What pop needed in 1970, more than anything, was a new consensus act to give it direction, effectively a new Beatles; in 1970 it still seemed possible that a new Beatles would eventually appear – it was just that nobody knew where they were hiding. So when, backstage at Top of the Pops, Chelita Secunda dabbed her magic dots of glitter under Marc Bolan’s eyes, people were happy to believe the answer was Stamford Hill. Just over a year later Marc Bolan and T. Rex were the subject of the first high-street cinema pop movie since the Beatles’ heyday. That Born to Boogie was directed by Ringo Starr1 just seemed to confirm the passing of the torch.
As Bolan cruised through ’72 with a brace of number-one (‘Telegram Sam’, ‘Metal Guru’) and number-two singles (‘Solid Gold Easy Action’, ‘Children of the Revolution’), an old sparring partner was coming up on the rails with an album called Ziggy Stardust and the Spiders from Mars.

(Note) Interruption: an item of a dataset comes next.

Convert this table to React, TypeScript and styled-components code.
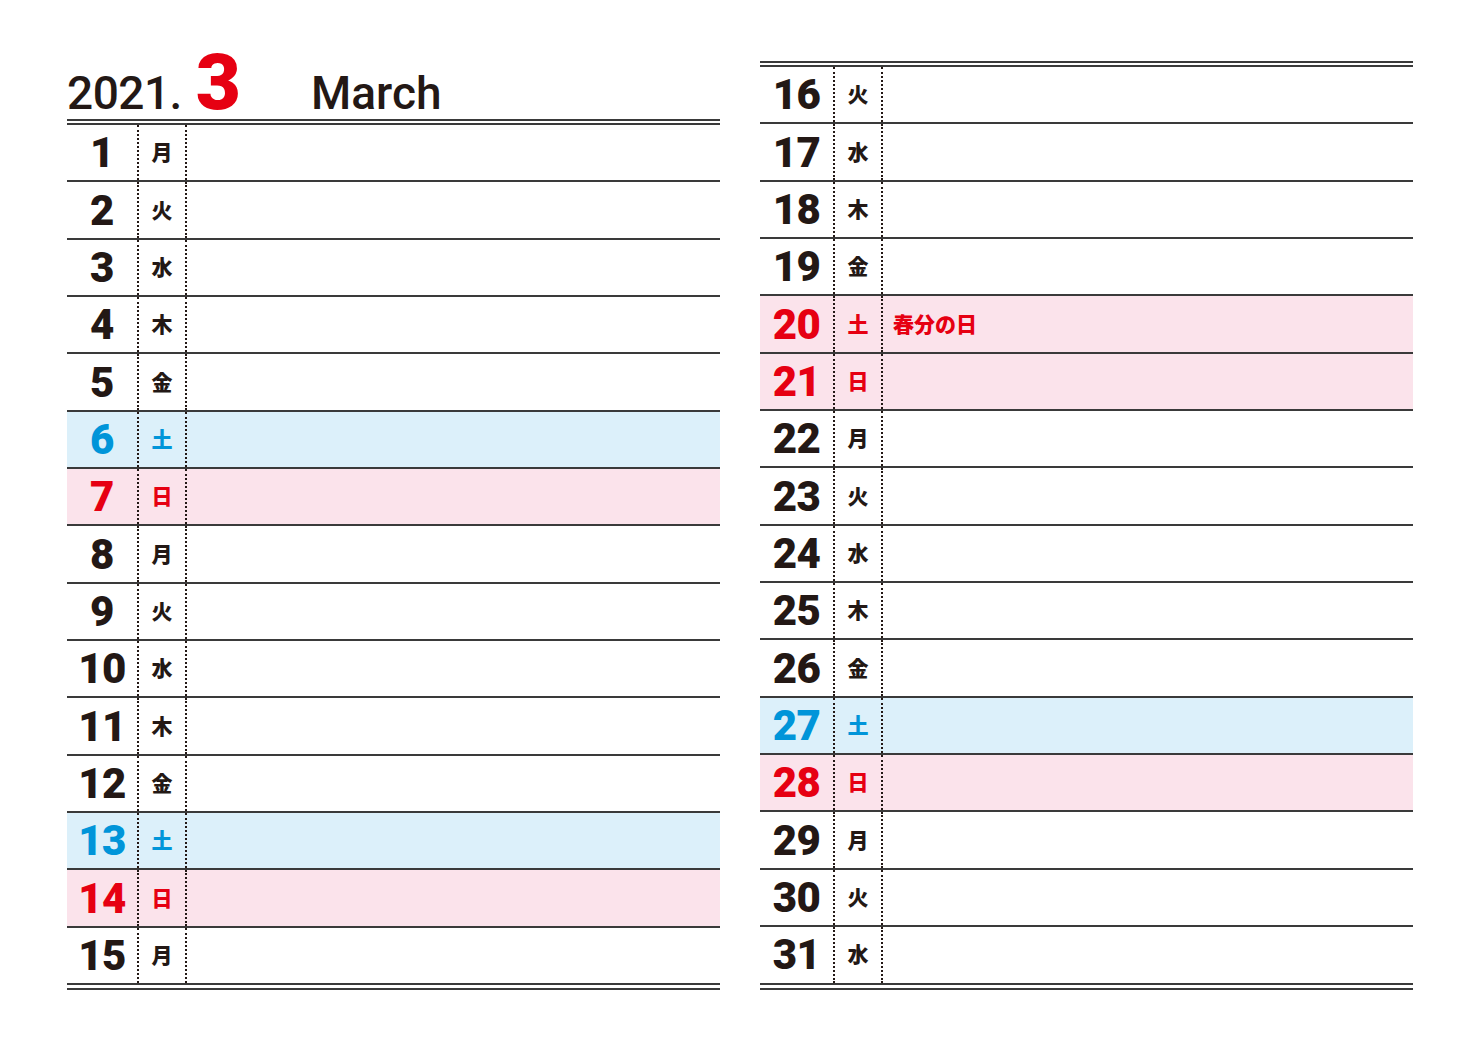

Marc Bolan and David Bowie both grew up in suburban London; both had brushes with UK rock ’n’ roll (Bowie as sax player in the Joe Meek-recorded Konrads, Bolan serving soft drinks at the 2i’s when he was ten); both had been mods, then hippies; both were on the make, eager to please, peacocks, poseurs, part-time models. And both had released a string of flop records in the sixties that meant they were familiar to every A&R man in the land but to pretty much no one else. In both cases this toughened them, prepared them to play the game in the seventies; had either of them broken through any earlier they might have fizzled out quickly. Bowie’s early songs smelt of woodsmoke over the suburban fence, of railway stations, platforms and waiting rooms – the golden road to London Town. He sketched the suburban-mod theme better than any of his contemporar
ies on a trio of 1966 singles: ‘Can’t Help Thinking about Me’, the sarcastic ‘I Dig Everything’ and the funereal ‘The London Boys’, with its references to pill-popping, queasiness and losing face.2
As Bolan vacillated between garage blues (‘The Third Degree’) and folk mysticism (‘The Wizard’), Bowie got a deal in 1967 with Decca’s new progressive offshoot Deram and cut his first album. He’d moved to the Smoke and outgrown mod. It came across as a mixture of music-hall grotesque and Geoffrey Fletcher’s pencil sketches of underclass London. ‘I was the world’s worst mimic,’ he smiled later, in his 1973 pomp. ‘I mean, I was Anthony Newley for a year. He stopped his world and got off, which is terrible, because he was once one of the most talented men that England ever produced … there’s a lot of Monty Python in there – left-handed screws and right-handed screws.’ The Newley-indebted Deram album remains a curio, the least intense work in his entire catalogue. Soon after it was released – and bombed – he was setting up the Beckenham Arts Club (little more than a pub backroom with a couple of speakers and a knackered sofa, but already he had the vocabulary to draw people in) and studying mime.